Very good. I am very conscious of the time and that we must stick to our commitment around that, which I think we are already extending people's patience. Just finally on that point as well, I'm always deeply skeptical when people come to me and say, "We can run this thing better than someone else," and hence there's a kind of synergy. I do think in our bags business, we have demonstrated time and time again that we can genuinely add value when we acquire these businesses just from an operating perspective before you get into the integration benefits and the like, which is maybe a nice way to round things up. I really do appreciate everyone's attention today. I hope you have got a flavor at least for what we do in this business.

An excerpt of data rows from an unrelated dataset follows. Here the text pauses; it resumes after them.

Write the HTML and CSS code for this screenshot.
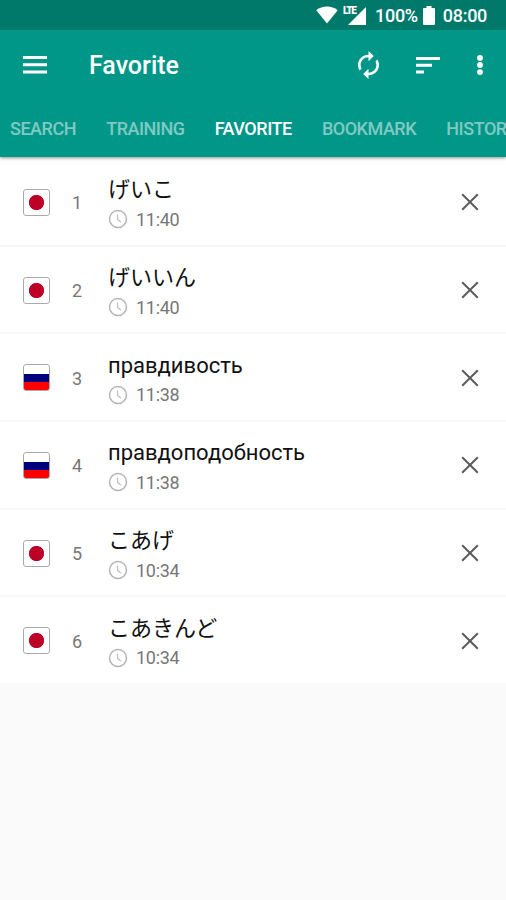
FILE: index.html
```html
<!DOCTYPE html>
<html lang="en">
<head>
    <meta charset="utf-8">
    <title>Favorite</title>
    <link rel="stylesheet" href="styles.css">
</head>
<body>
    <svg class="sprite">
        <symbol id="clock" viewBox="0 0 20 20">
            <circle cx="10" cy="10" r="8.500" fill="none" stroke="#b4b4b4" stroke-width="1.500"/>
            <path d="M9.500 5.500v5l3.500 2.800" fill="none" stroke="#c0c0c0" stroke-width="1.300"/>
        </symbol>
        <symbol id="close" viewBox="0 0 18 18">
            <path d="M1.200 1.200l15.600 15.600M16.800 1.200L1.200 16.800" fill="none" stroke="#5c5c5c" stroke-width="2"/>
        </symbol>
    </svg>

    <header class="header">
        <div class="status">
            <svg class="wifi" width="22" height="18" viewBox="0 0 22 18"><path d="M11 17.500L.3 4.200C3.300 1.800 7 .5 11 .5s7.700 1.300 10.700 3.700z" fill="#fff"/></svg>
            <span class="signal">
                <svg width="18" height="18" viewBox="0 0 18 18"><path d="M18 0v18H0z" fill="#fff"/></svg>
                <span class="lte">LTE</span>
            </span>
            <span class="percent">100%</span>
            <svg class="battery" width="12" height="19" viewBox="0 0 12 19"><path d="M3.500 0h5v2H11q1 0 1 1v15q0 1-1 1H1q-1 0-1-1V3q0-1 1-1h2.500z" fill="#fff"/></svg>
            <span class="clock">08:00</span>
        </div>
        <div class="toolbar">
            <svg class="menu" width="24" height="18" viewBox="0 0 24 18"><path d="M0 0h24v3H0zM0 7.300h24v3H0zM0 14.600h24v3H0z" fill="#fff"/></svg>
            <h1 class="title">Favorite</h1>
            <svg class="sync" width="21" height="28" viewBox="4 1 16 22" preserveAspectRatio="none"><path d="M12 6v3l4-4-4-4v3c-4.420 0-8 3.580-8 8 0 1.570.46 3.030 1.240 4.260L6.700 14.800c-.45-.83-.7-1.790-.7-2.800 0-3.310 2.690-6 6-6zm6.760 1.740L17.300 9.200c.44.84.7 1.790.7 2.800 0 3.310-2.690 6-6 6v-3l-4 4 4 4v-3c4.420 0 8-3.580 8-8 0-1.570-.46-3.030-1.240-4.260z" fill="#fff"/></svg>
            <svg class="sort" width="24" height="17" viewBox="0 0 24 17"><path d="M0 0h24v3H0zM0 6.800h16v3H0zM0 13.500h8v3H0z" fill="#fff"/></svg>
            <svg class="more" width="6" height="20" viewBox="0 0 6 20"><path d="M3 0a2.900 2.900 0 0 1 0 5.800A2.900 2.900 0 0 1 3 0zM3 7.100a2.900 2.900 0 0 1 0 5.800 2.900 2.900 0 0 1 0-5.800zM3 14.200a2.900 2.900 0 0 1 0 5.800 2.900 2.900 0 0 1 0-5.800z" fill="#fff"/></svg>
        </div>
        <nav class="tabs">
            <span>SEARCH</span>
            <span>TRAINING</span>
            <span class="active">FAVORITE</span>
            <span>BOOKMARK</span>
            <span>HISTORY</span>
        </nav>
    </header>

    <ul class="list">
        <li class="row">
            <span class="flag jp"></span>
            <span class="number">1</span>
            <div class="entry">
                <div class="word ja" lang="ja">げいこ</div>
                <div class="time"><svg width="20" height="20"><use href="#clock"/></svg>11:40</div>
            </div>
            <svg class="remove" width="18" height="18"><use href="#close"/></svg>
        </li>
        <li class="row">
            <span class="flag jp"></span>
            <span class="number">2</span>
            <div class="entry">
                <div class="word ja" lang="ja">げいいん</div>
                <div class="time"><svg width="20" height="20"><use href="#clock"/></svg>11:40</div>
            </div>
            <svg class="remove" width="18" height="18"><use href="#close"/></svg>
        </li>
        <li class="row">
            <span class="flag ru"></span>
            <span class="number">3</span>
            <div class="entry">
                <div class="word" lang="ru">правдивость</div>
                <div class="time"><svg width="20" height="20"><use href="#clock"/></svg>11:38</div>
            </div>
            <svg class="remove" width="18" height="18"><use href="#close"/></svg>
        </li>
        <li class="row">
            <span class="flag ru"></span>
            <span class="number">4</span>
            <div class="entry">
                <div class="word" lang="ru">правдоподобность</div>
                <div class="time"><svg width="20" height="20"><use href="#clock"/></svg>11:38</div>
            </div>
            <svg class="remove" width="18" height="18"><use href="#close"/></svg>
        </li>
        <li class="row">
            <span class="flag jp"></span>
            <span class="number">5</span>
            <div class="entry">
                <div class="word ja" lang="ja">こあげ</div>
                <div class="time"><svg width="20" height="20"><use href="#clock"/></svg>10:34</div>
            </div>
            <svg class="remove" width="18" height="18"><use href="#close"/></svg>
        </li>
        <li class="row">
            <span class="flag jp"></span>
            <span class="number">6</span>
            <div class="entry">
                <div class="word ja" lang="ja">こあきんど</div>
                <div class="time"><svg width="20" height="20"><use href="#clock"/></svg>10:34</div>
            </div>
            <svg class="remove" width="18" height="18"><use href="#close"/></svg>
        </li>
    </ul>
</body>
</html>
```
FILE: styles.css
```css
* {
    box-sizing: border-box;
}

body {
    margin: 0;
    height: 900px;
    overflow: hidden;
    background-color: #fafafa;
    font-family: Roboto, "Noto Sans CJK JP", sans-serif;
}

svg {
    display: block;
    flex: none;
}

.sprite {
    display: none;
}

.header {
    position: relative;
    height: 157px;
    background-color: #009688;
    color: #fff;
    box-shadow: 0 1px 3px rgba(0, 0, 0, 0.45);
}

.status {
    display: flex;
    align-items: center;
    height: 30px;
    padding: 1px 18px 0 0;
    justify-content: flex-end;
    background-color: #00796b;
    font-size: 18px;
    font-weight: 500;
    letter-spacing: -0.3px;
}

.wifi {
    margin-top: -2px;
}

.signal {
    position: relative;
    margin: 0 9px 0 10px;
}

.lte {
    position: absolute;
    left: -5px;
    top: -1px;
    padding-right: 1px;
    background-color: #00796b;
    font-size: 10px;
    font-weight: 900;
    line-height: 9px;
    letter-spacing: -1.3px;
}

.battery {
    margin: 0 8px 0 5px;
}

.clock {
    margin-right: 1px;
}

.toolbar {
    display: flex;
    align-items: center;
    height: 70px;
    padding: 0 23px;
}

.title {
    flex: 1;
    margin: 1px 0 0 42px;
    font-size: 25px;
    font-weight: 500;
}

.sort {
    margin: 0 37px;
}

.tabs {
    display: flex;
    align-items: center;
    gap: 30.2px;
    height: 57px;
    padding-left: 10px;
    overflow: hidden;
    white-space: nowrap;
    font-size: 18px;
    font-weight: 500;
    letter-spacing: -0.48px;
    color: rgba(255, 255, 255, 0.5);
}

.active {
    color: #fff;
}

.list {
    list-style: none;
    margin: 0;
    padding: 2px 0 0;
    background-color: #fff;
}

.row {
    display: flex;
    align-items: center;
    height: 87.7px;
    padding: 0 27px 0 23px;
    border-bottom: 2px solid #f6f6f6;
}

.row:last-child {
    border-bottom-color: #fafafa;
}

.flag {
    width: 27px;
    height: 27px;
    margin-top: 1px;
    border: 1px solid #aaa;
    border-radius: 3px;
}

.jp {
    background: radial-gradient(circle, #be0027 7.2px, #fff 8px);
}

.ru {
    background: linear-gradient(#fff 35%, #00007f 35%, #00007f 67%, #f00 67%);
}

.number {
    width: 26px;
    margin: 2px 18px 0 14px;
    text-align: center;
    font-size: 18px;
    letter-spacing: -0.2px;
    color: #777;
}

.entry {
    flex: 1;
    padding-top: 5px;
}

.word {
    height: 30px;
    line-height: 32px;
    font-size: 22px;
    color: #111;
}

.ja {
    line-height: 31px;
}

.time {
    display: flex;
    align-items: center;
    gap: 8px;
    height: 30px;
    font-size: 18px;
    letter-spacing: -0.3px;
    color: #777;
}

.remove {
    margin-top: 1px;
}
```
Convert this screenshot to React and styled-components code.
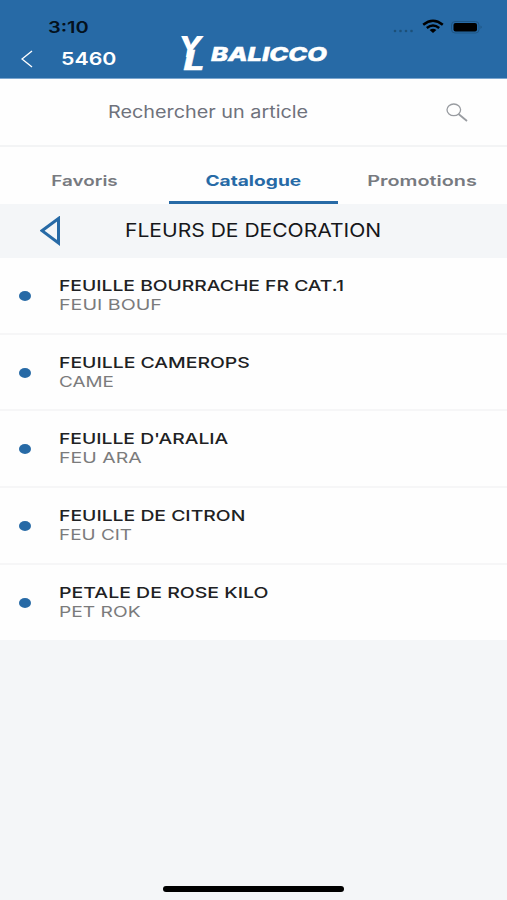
import React from "react";
import styled, { createGlobalStyle } from "styled-components";

const articles = [
  { name: "FEUILLE BOURRACHE FR CAT.1", code: "FEUI BOUF", nameWide: 1.286, codeWide: 1.31 },
  { name: "FEUILLE CAMEROPS", code: "CAME", nameWide: 1.292, codeWide: 1.26 },
  { name: "FEUILLE D'ARALIA", code: "FEU ARA", nameWide: 1.286, codeWide: 1.3 },
  { name: "FEUILLE DE CITRON", code: "FEU CIT", nameWide: 1.29, codeWide: 1.26 },
  { name: "PETALE DE ROSE KILO", code: "PET ROK", nameWide: 1.3, codeWide: 1.28 },
];

const Logo = () => (
  <LogoSvg width="154" height="46" viewBox="-4 -6 154 46">
    <g fill="#fff" stroke="#fff" fontFamily="Inter, sans-serif" fontStyle="italic" fontWeight="800">
      <text x="-2" y="24" fontSize="28" textLength="24" lengthAdjust="spacingAndGlyphs" strokeWidth="0">Y</text>
      <text x="3.5" y="37" fontSize="27" textLength="21" lengthAdjust="spacingAndGlyphs" strokeWidth="0.4">L</text>
      <text x="31" y="27.6" fontSize="18.8" textLength="116" lengthAdjust="spacingAndGlyphs" strokeWidth="0.5">BALICCO</text>
    </g>
  </LogoSvg>
);

const StatusIcons = () => (
  <svg width="94" height="20" viewBox="0 0 94 20">
    <g fill="#1c5078">
      <circle cx="6" cy="14" r="1.3" />
      <circle cx="11.5" cy="14" r="1.3" />
      <circle cx="17" cy="14" r="1.3" />
      <circle cx="22.5" cy="14" r="1.3" />
    </g>
    <g fill="none" stroke="#000" strokeWidth="2.5">
      <path d="M34.2 7.8 Q44 -0.2 53.8 7.8" />
      <path d="M37.8 11 Q44 6 50.2 11" />
    </g>
    <path d="M40.6 13 Q44 10.6 47.4 13 L44 16 Z" />
    <rect x="62.5" y="4.5" width="27.5" height="11.5" rx="3.5" fill="none" stroke="#1f5685" />
    <rect x="64.5" y="6" width="23.5" height="8.5" rx="2" />
    <path d="M91.5 8.5 Q94 10.2 91.5 12 Z" fill="#1f5685" />
  </svg>
);

const App = () => {
  return (
    <>
      <GlobalStyle />
      <Screen>
        <Header>
          <StatusBar>
            <Text size={16} weight={600} wide={1.25} color="#04111d">3:10</Text>
            <StatusIcons />
          </StatusBar>
          <NavBar>
            <BackIcon width="12" height="18" viewBox="0 0 12 18">
              <path d="M11 1 L1 9 L11 17" fill="none" stroke="#fff" strokeWidth="1.4" />
            </BackIcon>
            <Text size={17.5} weight={600} wide={1.22} color="#fff">5460</Text>
            <Logo />
          </NavBar>
        </Header>
        <Search>
          <Text size={17} wide={1.165} color="#6f727c">Rechercher un article</Text>
          <svg width="22" height="19" viewBox="0 0 22 19" fill="none" stroke="#999ca1">
            <ellipse cx="7.8" cy="6.8" rx="6.8" ry="5.8" strokeWidth="1.3" />
            <path d="M12.5 11 L21 18" strokeWidth="1.8" />
          </svg>
        </Search>
        <Tabs>
          <Tab><Text center size={14.5} weight={600} wide={1.3} color="#777a80">Favoris</Text></Tab>
          <Tab active><Text center size={14.5} weight={700} wide={1.32} color="#276aa6">Catalogue</Text></Tab>
          <Tab><Text center size={14.5} weight={600} wide={1.37} color="#777a80">Promotions</Text></Tab>
        </Tabs>
        <Category>
          <svg width="21" height="30" viewBox="0 0 21 30">
            <path d="M18.5 2.5 V27 L2 14.7 Z" fill="none" stroke="#276aa6" strokeWidth="3" />
          </svg>
          <Text size={19} wide={1.108} color="#16171a">FLEURS DE DECORATION</Text>
        </Category>
        <List>
          {articles.map((article) => (
            <Row key={article.code}>
              <Dot />
              <Labels>
                <Text size={15} weight={500} wide={article.nameWide} color="#202123">{article.name}</Text>
                <Text size={15} wide={article.codeWide} color="#7b7b7c">{article.code}</Text>
              </Labels>
            </Row>
          ))}
        </List>
        <Footer>
          <HomeIndicator />
        </Footer>
      </Screen>
    </>
  );
};

const GlobalStyle = createGlobalStyle`
  body {
    margin: 0;
    background: #f4f6f8;
  }
  * {
    box-sizing: border-box;
  }
`;

const Text = styled.span.withConfig({
  shouldForwardProp: (prop) => !["size", "weight", "wide", "center", "color"].includes(prop),
})`
  display: block;
  width: max-content;
  font-family: Inter, sans-serif;
  font-size: ${(p) => p.size}px;
  font-weight: ${(p) => p.weight || 400};
  line-height: 19px;
  color: ${(p) => p.color};
  white-space: nowrap;
  transform: scaleX(${(p) => p.wide});
  transform-origin: ${(p) => (p.center ? "center" : "left")};
`;

const Screen = styled.div`
  display: flex;
  flex-direction: column;
  width: 507px;
  height: 900px;
  overflow: hidden;
  background: #f4f6f8;
`;

const Header = styled.header`
  height: 79px;
  background: #276aa6;
  border-bottom: 1px solid #7ba6cf;
`;

const StatusBar = styled.div`
  display: flex;
  justify-content: space-between;
  height: 34px;
  padding: 18px 18px 0 48px;
  margin-right: 6px;
  & > svg {
    margin-top: -1px;
  }
`;

const NavBar = styled.div`
  display: flex;
  align-items: flex-start;
  height: 44px;
  padding: 15px 0 0 21px;
  & > span {
    width: 119px;
    margin-left: 28px;
  }
`;

const BackIcon = styled.svg`
  margin-top: 1px;
`;

const LogoSvg = styled.svg`
  margin: -22px 0 0 -4px;
  overflow: visible;
`;

const Search = styled.div`
  display: flex;
  align-items: center;
  justify-content: space-between;
  height: 68px;
  padding: 1px 39px 0 108px;
  background: #fefefe;
  border-bottom: 2px solid #f3f4f5;
`;

const Tabs = styled.nav`
  display: grid;
  grid-template-columns: repeat(3, 1fr);
  height: 57px;
  background: #fefefe;
`;

const Tab = styled.div.withConfig({ shouldForwardProp: (prop) => prop !== "active" })`
  display: flex;
  justify-content: center;
  padding-top: 24px;
  border-bottom: 3px solid ${(p) => (p.active ? "#276aa6" : "transparent")};
`;

const Category = styled.div`
  display: flex;
  align-items: center;
  gap: 64px;
  height: 54px;
  padding: 0 0 1px 40px;
`;

const List = styled.div`
  display: flex;
  flex-direction: column;
`;

const Row = styled.div`
  display: flex;
  height: 76.7px;
  padding-left: 19px;
  background: #fefefe;
  border-bottom: 2px solid #f6f6f7;
  &:last-child {
    height: 75.7px;
    border-bottom: none;
  }
`;

const Dot = styled.div`
  width: 12px;
  height: 10px;
  margin-top: 33px;
  border-radius: 50%;
  background: #276aa6;
`;

const Labels = styled.div`
  margin: 18px 0 0 28px;
`;

const Footer = styled.footer`
  display: flex;
  flex: 1;
  align-items: flex-end;
  justify-content: center;
  padding-bottom: 8px;
`;

const HomeIndicator = styled.div`
  width: 181px;
  height: 6px;
  border-radius: 3px;
  background: #000;
`;

export default App;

I know there's some complexity in understanding it, but we like that complexity because that gives us opportunity as well. We are very excited across the piece and the opportunities that it brings. We think we are extremely well positioned to take advantage of those opportunities as they arise. We see a lot of good, strong structural growth here, and that will give us the opportunity for long-term sustainable value creative growth. With that, I just quickly like to thank the team of presenters and obviously everyone else who's been working extremely hard to make this event happen. I won't name everyone because I've got no time left, but I really do thank you. Thank you everyone online for your attention. For those of you in the room, we'd be delighted if you joined us for a refreshment upstairs.

Thank you very much, and we'll close the webinar.